START DATA TO PROCESS

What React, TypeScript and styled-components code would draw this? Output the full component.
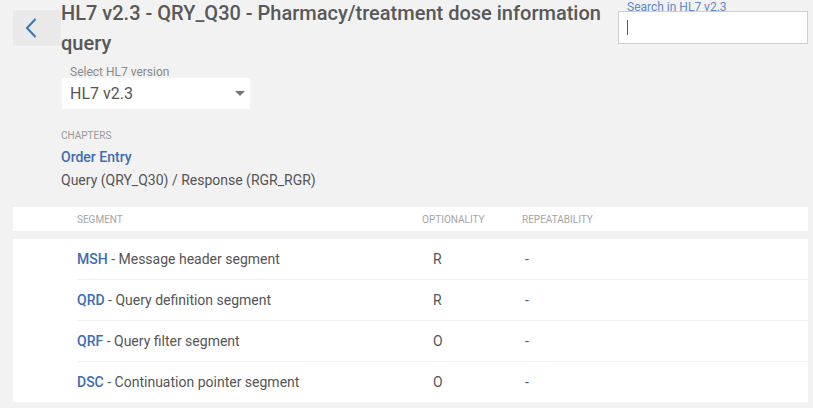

END DATA TO PROCESS
START DATA TO PROCESS

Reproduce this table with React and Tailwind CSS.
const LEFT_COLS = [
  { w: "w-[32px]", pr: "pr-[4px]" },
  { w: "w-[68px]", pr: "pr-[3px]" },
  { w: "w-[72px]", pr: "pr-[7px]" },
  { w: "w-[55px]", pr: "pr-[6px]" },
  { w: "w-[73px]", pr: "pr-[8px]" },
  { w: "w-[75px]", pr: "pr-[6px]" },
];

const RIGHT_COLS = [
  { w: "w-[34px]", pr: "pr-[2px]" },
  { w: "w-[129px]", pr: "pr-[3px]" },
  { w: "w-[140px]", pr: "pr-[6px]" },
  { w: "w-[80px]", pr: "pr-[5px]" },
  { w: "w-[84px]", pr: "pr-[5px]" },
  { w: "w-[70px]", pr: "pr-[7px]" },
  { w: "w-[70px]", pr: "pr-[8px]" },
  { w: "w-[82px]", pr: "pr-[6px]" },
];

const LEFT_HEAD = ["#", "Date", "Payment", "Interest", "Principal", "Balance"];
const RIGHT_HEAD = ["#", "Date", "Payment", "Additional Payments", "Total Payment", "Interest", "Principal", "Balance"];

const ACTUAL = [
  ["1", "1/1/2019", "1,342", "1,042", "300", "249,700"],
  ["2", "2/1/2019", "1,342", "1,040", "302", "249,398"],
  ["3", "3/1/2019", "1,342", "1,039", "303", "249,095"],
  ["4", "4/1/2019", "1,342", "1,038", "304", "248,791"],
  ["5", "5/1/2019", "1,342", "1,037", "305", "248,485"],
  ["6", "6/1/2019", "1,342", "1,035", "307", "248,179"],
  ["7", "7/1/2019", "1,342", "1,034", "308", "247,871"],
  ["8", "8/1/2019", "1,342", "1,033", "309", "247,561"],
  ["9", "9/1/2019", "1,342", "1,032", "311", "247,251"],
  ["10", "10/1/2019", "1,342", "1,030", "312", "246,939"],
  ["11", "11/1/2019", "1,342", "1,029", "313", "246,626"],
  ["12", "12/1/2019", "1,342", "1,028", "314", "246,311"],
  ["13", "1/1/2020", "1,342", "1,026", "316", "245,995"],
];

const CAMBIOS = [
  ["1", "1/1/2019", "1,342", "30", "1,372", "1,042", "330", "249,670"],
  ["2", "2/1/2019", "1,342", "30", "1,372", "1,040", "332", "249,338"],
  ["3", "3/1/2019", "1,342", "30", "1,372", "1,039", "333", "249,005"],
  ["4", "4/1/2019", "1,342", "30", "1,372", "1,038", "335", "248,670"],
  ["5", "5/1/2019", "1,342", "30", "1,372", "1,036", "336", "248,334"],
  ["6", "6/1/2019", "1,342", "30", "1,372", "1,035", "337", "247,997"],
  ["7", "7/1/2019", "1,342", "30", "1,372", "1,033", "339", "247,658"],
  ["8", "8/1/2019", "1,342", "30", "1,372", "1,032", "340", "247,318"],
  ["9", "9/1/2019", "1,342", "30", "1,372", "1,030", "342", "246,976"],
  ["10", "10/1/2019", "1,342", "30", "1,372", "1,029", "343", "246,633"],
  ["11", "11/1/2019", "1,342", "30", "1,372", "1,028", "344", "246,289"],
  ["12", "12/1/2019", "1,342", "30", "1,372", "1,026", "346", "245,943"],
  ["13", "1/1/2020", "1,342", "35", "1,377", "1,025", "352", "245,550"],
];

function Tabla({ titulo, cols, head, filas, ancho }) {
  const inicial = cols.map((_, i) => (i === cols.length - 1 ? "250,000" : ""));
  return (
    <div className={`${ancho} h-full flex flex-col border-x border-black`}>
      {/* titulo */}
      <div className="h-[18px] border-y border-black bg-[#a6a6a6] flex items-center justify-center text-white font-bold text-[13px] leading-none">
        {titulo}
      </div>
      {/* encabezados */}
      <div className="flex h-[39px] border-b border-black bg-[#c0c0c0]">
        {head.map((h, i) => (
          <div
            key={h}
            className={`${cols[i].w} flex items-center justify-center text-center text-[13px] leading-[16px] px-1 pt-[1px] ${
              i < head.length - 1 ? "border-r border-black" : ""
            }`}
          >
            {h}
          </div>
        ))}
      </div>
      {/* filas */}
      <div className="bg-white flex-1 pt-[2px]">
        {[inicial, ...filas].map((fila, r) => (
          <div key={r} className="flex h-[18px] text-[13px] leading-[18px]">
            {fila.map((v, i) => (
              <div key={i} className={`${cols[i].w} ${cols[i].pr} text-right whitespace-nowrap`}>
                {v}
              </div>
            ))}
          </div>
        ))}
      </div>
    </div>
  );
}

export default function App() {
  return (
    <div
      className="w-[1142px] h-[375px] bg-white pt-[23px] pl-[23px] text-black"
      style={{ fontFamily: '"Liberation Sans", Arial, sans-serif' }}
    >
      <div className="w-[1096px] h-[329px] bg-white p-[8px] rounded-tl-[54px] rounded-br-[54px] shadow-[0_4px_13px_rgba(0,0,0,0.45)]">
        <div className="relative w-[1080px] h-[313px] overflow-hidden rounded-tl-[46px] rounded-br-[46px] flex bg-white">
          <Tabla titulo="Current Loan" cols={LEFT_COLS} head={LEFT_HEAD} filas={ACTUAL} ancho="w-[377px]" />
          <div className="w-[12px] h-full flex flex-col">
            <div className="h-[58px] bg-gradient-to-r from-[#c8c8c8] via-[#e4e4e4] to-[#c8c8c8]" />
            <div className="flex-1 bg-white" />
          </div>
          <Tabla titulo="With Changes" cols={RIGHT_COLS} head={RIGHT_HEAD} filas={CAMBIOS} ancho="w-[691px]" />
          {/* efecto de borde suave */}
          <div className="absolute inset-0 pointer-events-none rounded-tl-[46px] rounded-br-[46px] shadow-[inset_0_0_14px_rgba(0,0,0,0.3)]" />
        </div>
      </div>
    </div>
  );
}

END DATA TO PROCESS
START DATA TO PROCESS

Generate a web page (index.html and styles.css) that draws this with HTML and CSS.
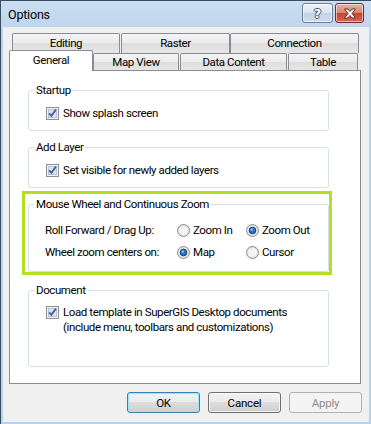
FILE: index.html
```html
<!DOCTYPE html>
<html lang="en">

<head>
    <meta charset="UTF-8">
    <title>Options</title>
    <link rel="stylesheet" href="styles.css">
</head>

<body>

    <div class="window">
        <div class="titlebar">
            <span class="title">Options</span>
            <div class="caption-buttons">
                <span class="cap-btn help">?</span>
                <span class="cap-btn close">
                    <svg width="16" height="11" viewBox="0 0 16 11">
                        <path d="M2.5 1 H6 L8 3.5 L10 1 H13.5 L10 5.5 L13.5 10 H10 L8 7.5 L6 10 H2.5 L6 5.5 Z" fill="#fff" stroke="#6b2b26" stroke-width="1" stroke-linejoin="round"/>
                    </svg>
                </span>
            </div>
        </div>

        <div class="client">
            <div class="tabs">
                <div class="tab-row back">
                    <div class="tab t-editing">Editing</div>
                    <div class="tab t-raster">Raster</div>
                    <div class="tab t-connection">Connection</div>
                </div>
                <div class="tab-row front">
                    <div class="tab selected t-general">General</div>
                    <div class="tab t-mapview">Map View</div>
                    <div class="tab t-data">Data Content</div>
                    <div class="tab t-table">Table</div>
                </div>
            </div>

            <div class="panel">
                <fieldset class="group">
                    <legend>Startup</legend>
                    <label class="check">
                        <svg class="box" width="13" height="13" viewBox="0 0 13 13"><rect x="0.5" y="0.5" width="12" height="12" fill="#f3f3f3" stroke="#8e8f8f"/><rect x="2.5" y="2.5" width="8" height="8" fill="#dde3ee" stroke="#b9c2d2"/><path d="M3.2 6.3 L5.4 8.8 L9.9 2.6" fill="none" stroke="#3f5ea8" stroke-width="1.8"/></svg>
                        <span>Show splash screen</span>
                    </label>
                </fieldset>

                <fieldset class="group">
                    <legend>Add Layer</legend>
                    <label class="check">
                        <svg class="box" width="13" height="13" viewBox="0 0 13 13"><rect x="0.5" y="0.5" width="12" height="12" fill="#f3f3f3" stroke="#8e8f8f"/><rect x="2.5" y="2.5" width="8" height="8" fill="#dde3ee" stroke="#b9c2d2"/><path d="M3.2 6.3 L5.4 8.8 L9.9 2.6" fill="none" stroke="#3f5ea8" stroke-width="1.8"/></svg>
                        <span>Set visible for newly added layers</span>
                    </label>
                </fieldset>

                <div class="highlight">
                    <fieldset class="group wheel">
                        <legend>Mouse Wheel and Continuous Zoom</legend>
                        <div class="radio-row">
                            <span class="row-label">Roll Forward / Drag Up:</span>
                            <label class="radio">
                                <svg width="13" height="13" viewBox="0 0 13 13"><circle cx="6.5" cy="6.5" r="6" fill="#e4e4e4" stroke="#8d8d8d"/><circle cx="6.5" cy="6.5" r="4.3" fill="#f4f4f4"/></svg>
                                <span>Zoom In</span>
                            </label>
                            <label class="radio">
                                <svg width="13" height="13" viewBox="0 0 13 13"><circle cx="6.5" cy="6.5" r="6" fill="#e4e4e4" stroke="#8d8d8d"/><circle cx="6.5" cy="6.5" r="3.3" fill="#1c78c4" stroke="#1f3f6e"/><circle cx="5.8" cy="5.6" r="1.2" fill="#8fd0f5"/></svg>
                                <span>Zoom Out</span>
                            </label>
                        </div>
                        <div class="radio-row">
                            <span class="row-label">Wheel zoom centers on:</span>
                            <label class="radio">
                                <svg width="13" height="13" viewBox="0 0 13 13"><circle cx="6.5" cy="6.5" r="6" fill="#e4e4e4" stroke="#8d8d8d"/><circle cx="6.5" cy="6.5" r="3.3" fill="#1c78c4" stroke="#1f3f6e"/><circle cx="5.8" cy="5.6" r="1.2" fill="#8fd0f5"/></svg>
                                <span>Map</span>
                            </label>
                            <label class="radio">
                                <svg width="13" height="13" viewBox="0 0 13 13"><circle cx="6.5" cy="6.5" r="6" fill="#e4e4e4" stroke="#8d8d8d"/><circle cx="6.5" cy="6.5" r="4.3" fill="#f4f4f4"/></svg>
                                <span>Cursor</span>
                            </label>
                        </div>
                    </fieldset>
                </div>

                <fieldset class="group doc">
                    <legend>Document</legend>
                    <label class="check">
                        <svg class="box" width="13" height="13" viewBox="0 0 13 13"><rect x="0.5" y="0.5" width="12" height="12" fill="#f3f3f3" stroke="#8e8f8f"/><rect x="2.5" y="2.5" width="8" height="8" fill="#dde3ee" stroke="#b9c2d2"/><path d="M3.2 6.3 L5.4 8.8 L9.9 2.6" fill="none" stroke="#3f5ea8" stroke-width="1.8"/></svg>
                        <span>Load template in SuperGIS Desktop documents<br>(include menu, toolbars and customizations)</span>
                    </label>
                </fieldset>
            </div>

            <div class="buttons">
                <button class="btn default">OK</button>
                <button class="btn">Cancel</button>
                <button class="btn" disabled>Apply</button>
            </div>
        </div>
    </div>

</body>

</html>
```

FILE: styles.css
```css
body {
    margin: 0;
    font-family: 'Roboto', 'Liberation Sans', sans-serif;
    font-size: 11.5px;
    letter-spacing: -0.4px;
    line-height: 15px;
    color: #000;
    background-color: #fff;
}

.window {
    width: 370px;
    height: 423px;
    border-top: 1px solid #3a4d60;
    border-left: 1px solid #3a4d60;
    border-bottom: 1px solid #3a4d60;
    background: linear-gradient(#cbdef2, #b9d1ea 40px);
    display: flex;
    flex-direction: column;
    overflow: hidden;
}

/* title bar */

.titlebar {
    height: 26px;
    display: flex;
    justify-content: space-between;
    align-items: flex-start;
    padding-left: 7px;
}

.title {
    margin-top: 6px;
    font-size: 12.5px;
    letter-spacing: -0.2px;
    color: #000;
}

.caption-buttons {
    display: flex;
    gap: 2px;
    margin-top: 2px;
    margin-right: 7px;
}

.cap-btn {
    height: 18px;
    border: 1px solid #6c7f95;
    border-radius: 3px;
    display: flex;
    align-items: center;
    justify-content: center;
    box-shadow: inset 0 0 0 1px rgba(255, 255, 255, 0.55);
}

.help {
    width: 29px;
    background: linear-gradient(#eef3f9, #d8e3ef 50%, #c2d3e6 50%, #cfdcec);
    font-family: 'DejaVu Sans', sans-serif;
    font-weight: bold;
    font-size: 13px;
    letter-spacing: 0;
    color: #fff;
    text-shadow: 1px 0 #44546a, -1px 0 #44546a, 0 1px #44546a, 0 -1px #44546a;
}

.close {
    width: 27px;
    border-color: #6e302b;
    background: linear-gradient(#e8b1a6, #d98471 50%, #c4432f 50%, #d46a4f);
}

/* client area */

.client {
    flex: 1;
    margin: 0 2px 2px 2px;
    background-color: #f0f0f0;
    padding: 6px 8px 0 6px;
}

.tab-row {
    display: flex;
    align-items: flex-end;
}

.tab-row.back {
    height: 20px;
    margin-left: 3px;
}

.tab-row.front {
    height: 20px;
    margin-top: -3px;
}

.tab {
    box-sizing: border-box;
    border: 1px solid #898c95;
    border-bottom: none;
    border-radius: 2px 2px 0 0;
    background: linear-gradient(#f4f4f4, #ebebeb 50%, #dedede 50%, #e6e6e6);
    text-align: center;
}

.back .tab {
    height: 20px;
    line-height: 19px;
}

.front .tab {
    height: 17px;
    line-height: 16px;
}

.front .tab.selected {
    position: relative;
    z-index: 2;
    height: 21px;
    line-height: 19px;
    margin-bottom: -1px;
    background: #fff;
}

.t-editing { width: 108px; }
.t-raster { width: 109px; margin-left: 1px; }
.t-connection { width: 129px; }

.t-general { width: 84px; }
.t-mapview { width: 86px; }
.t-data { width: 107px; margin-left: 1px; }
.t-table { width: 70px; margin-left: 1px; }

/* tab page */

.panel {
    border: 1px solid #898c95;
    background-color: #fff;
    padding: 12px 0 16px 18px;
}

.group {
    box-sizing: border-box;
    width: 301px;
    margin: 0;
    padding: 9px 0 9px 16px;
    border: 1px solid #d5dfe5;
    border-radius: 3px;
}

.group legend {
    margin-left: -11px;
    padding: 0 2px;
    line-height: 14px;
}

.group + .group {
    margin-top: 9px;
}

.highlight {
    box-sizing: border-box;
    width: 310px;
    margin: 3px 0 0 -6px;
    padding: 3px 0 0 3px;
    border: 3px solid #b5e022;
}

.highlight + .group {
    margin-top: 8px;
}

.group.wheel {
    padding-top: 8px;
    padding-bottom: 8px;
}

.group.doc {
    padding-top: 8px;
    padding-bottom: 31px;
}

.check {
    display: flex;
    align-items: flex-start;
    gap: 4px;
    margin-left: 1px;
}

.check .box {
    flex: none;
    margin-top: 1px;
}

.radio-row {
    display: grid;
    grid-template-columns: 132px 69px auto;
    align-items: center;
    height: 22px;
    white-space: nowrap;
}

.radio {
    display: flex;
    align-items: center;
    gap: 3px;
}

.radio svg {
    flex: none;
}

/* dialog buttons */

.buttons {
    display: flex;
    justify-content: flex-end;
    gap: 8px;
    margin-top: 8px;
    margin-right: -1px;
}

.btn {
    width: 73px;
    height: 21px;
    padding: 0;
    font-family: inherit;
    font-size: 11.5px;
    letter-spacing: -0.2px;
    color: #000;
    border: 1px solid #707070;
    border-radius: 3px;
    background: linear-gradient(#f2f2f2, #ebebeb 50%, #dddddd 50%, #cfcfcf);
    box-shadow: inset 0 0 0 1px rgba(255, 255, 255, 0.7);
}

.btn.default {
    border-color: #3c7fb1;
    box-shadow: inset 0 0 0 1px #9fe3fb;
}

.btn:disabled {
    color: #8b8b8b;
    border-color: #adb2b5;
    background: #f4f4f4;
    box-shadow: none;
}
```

END DATA TO PROCESS

◆ WHAT YOU HAVE TO DO ◆
Copy out each line of the listing that holds "full".

◆ SOLVED PROBLEM ◆
What React, TypeScript and styled-components code would draw this? Output the full component.
    <div className={`${ancho} h-full flex flex-col border-x border-black`}>
          <div className="w-[12px] h-full flex flex-col">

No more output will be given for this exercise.